_What to produce_
Pick out all lines in the listing holding the string "this" and copy them.

_Data for processing_

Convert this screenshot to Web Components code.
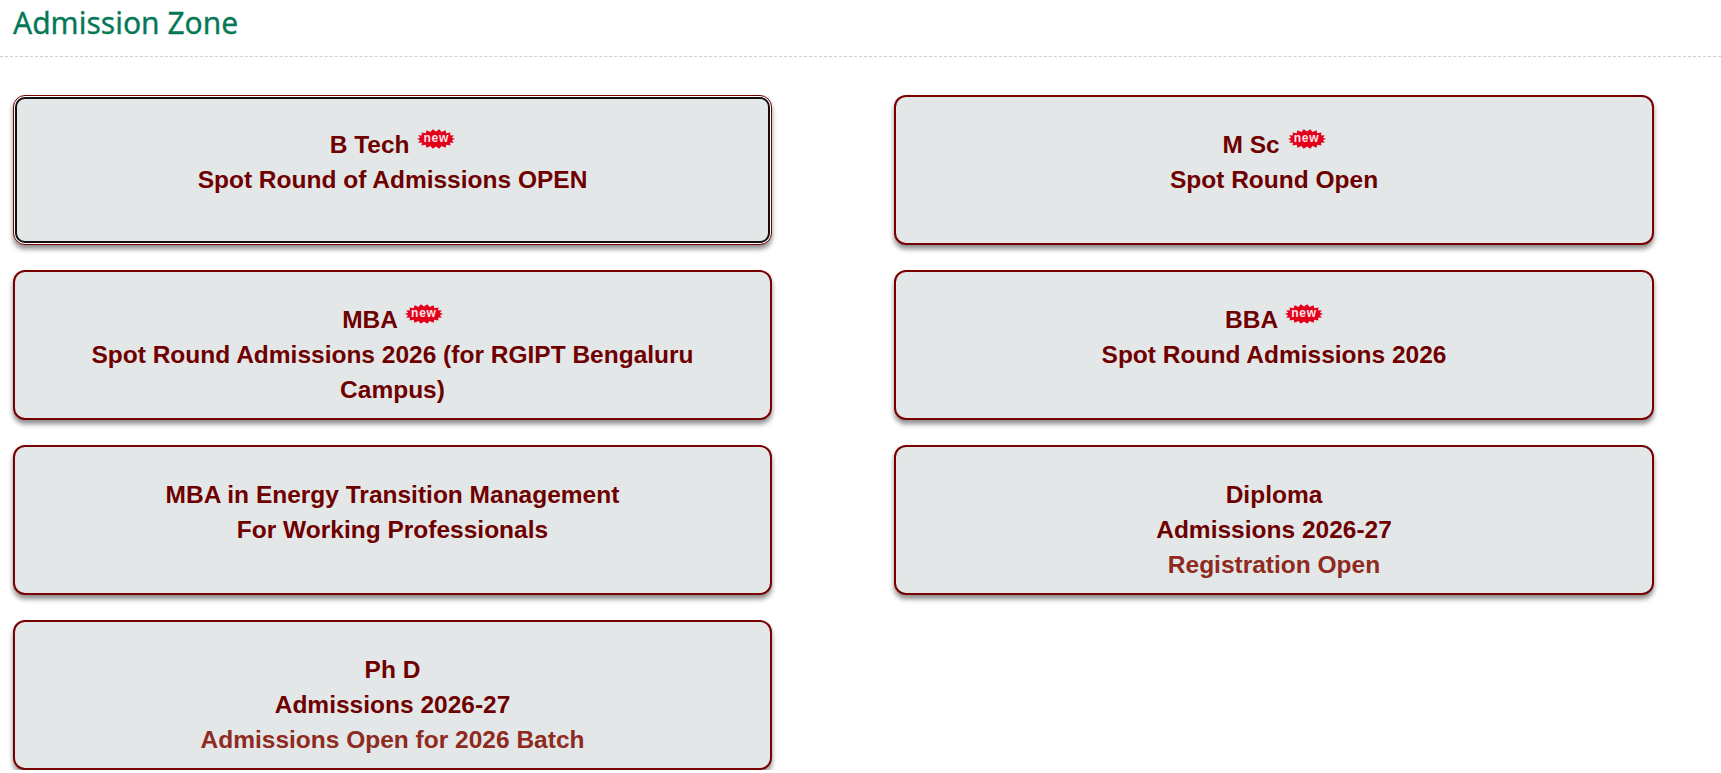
---
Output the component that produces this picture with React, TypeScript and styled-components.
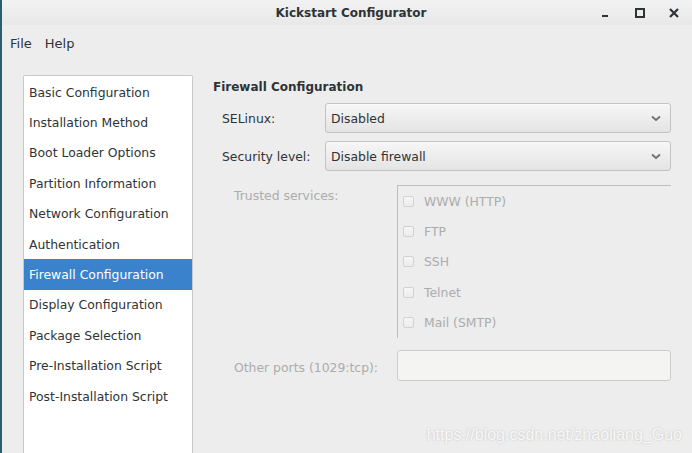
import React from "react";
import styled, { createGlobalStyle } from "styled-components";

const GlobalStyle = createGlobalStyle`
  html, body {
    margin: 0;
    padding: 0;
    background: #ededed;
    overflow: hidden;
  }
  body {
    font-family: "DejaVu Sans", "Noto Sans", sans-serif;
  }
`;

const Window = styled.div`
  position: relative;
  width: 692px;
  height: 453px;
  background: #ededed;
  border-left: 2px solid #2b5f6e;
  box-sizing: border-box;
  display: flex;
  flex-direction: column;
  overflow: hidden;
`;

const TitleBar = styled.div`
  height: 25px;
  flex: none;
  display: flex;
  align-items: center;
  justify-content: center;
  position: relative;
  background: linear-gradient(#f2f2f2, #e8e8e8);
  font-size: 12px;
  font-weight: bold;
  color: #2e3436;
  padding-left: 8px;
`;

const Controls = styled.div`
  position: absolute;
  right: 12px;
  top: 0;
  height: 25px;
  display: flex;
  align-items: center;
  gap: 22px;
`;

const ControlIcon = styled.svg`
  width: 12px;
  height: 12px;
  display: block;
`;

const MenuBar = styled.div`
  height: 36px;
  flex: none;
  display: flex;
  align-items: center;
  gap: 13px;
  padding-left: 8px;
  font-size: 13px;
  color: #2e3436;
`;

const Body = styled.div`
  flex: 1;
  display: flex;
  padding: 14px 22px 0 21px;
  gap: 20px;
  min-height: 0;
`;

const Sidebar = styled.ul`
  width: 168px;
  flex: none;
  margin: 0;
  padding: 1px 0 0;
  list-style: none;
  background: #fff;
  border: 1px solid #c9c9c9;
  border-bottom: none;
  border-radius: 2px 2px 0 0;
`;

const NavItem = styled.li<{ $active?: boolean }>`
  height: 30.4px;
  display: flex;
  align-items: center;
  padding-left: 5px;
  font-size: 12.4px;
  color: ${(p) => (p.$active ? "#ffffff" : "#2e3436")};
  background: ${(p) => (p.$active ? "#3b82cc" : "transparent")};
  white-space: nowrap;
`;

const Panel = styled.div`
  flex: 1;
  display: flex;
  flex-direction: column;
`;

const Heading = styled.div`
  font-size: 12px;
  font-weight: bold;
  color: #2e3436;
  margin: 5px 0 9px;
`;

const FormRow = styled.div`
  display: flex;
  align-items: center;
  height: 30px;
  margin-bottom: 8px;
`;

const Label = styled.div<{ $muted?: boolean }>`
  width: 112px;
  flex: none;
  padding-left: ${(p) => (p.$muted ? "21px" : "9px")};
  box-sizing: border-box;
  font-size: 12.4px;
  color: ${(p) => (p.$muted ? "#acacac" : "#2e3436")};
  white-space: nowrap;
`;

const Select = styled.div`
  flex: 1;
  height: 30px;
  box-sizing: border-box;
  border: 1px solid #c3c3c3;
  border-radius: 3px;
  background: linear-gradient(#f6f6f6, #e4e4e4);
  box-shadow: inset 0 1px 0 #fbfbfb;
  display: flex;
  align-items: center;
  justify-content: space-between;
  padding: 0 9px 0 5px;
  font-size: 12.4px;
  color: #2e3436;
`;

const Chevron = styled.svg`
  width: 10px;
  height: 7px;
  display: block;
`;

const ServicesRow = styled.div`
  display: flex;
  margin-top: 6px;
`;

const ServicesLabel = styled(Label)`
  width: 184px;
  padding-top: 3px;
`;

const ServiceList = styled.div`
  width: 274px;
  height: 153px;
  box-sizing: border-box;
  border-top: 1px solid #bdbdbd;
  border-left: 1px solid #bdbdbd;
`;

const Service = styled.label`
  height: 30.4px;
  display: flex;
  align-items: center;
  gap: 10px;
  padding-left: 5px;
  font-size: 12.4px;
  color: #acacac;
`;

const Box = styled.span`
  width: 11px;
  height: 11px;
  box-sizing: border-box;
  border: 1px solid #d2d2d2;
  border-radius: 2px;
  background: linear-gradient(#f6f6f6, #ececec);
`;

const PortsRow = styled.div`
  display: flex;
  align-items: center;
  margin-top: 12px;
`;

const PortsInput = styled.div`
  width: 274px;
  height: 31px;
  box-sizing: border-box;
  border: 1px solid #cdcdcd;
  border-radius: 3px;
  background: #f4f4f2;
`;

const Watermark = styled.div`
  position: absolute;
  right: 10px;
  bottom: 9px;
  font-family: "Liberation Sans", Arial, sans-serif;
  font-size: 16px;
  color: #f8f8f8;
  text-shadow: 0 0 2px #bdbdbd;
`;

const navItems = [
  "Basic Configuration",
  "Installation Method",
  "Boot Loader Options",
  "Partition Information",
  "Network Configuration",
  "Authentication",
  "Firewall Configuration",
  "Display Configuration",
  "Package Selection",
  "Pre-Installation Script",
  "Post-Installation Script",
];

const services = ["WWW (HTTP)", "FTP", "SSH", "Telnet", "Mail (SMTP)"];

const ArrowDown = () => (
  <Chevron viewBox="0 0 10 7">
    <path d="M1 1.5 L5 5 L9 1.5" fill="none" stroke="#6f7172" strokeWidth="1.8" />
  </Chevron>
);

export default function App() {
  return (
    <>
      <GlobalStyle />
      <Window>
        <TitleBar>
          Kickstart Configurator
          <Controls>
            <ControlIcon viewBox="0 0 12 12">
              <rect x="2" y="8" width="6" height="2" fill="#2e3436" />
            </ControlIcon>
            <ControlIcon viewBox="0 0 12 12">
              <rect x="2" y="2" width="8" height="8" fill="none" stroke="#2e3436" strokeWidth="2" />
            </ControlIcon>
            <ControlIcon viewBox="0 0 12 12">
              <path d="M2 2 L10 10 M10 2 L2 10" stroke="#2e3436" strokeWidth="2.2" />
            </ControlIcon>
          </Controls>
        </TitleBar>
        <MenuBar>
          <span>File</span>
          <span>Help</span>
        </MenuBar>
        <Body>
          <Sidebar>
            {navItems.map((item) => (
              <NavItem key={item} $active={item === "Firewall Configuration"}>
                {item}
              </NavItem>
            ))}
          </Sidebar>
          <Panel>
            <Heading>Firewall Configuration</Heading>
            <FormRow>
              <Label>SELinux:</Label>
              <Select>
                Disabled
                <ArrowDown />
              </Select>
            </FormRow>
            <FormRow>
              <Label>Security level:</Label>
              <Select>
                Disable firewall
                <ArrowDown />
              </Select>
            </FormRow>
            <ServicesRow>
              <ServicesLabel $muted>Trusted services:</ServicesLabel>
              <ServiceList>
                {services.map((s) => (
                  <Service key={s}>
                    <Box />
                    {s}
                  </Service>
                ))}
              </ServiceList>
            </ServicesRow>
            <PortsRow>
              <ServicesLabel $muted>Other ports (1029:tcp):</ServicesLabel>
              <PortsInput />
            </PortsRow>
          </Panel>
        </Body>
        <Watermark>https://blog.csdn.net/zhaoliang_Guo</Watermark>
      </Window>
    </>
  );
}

_Reply_
Convert this screenshot to Web Components code.
Output the component that produces this picture with React, TypeScript and styled-components.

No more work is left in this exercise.